TikTok Shop is not passive income. It is not a set-it-and-forget-it channel. It is a high-activity, content-driven commerce platform that rewards sellers who put in structured, consistent work across product quality, creator relationships, live commerce, and paid amplification. The $33 billion in 2024 GMV, the $20 billion projected US sales for 2026, and the top shops clearing $14 million monthly are all real outcomes — but they belong to the sellers who built deliberately.

Here’s what that looks like in practice:

Phase 1: Foundation (Weeks 1–4)

Select 3–5 hero products that meet TikTok’s product-market fit criteria: strong visual demonstration angle, $20–$150 price point, minimum 50% gross margin before platform fees, and genuine product quality that can sustain positive reviews. Build listings to the highest standard: 5–9 professional images, short video preview, keyword-optimized title and description, accurate categorization, and complete product attributes. Set Open Collaboration commissions at the top of your category range. Get your first 20–30 reviews through careful early promotion before sending creator traffic.

Phase 2: Creator Distribution (Weeks 4–12)

Identify 20–30 micro and mid-tier creators in your category using TikTok’s Affiliate Marketplace and third-party tools. Reach out with product samples to your top 10–15 targets for Target Collaboration arrangements. Set up a consistent live stream schedule — minimum twice weekly, with a dedicated host or creator partner. Use the early weeks to generate content performance data that identifies your best-converting angles, hooks, and products.

Phase 3: Paid Amplification (Weeks 8 onward)

Once you have 10–15 pieces of creator content with measurable performance data, launch Spark Ads on your top performers. Build a GMV Max campaign with your full content library as source material. Layer in Search Ads targeting your highest-intent keywords. Monitor ROAS, cost per order, and actual unit economics weekly — not just platform-reported attribution. Reinvest ad budget into the creators and formats generating the strongest real results.

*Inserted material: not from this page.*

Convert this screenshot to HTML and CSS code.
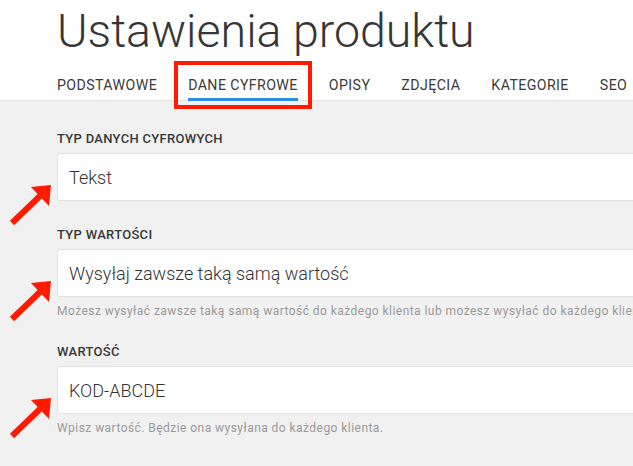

Phase 4: Scaling Systems (Month 4+)

Tier your creator roster, formalize your live commerce program, and systematize your content testing process. Expand into new products based on category trend data and the insights your existing creator network generates. Optimize your fulfillment operation to maintain 95%+ valid tracking and under 4% late dispatch. Build post-purchase communication flows to increase repeat purchase rates and customer lifetime value.

The sellers who build TikTok Shop right treat it like a media company that happens to sell products — not a store that occasionally makes videos. The content is the distribution. The distribution is the business.

The platform’s growth numbers are not an invitation to rush. They are context for how much opportunity exists for sellers who take the time to build correctly. TikTok Shop was projected to exceed $20 billion in US GMV by 2026. The sellers who start building their operational foundations today — the listings, the creator relationships, the live commerce capability, and the paid media systems — are the ones who will be positioned to capture a meaningful share of that number.

The ceiling keeps rising. The question is whether your shop has what it takes to meet it.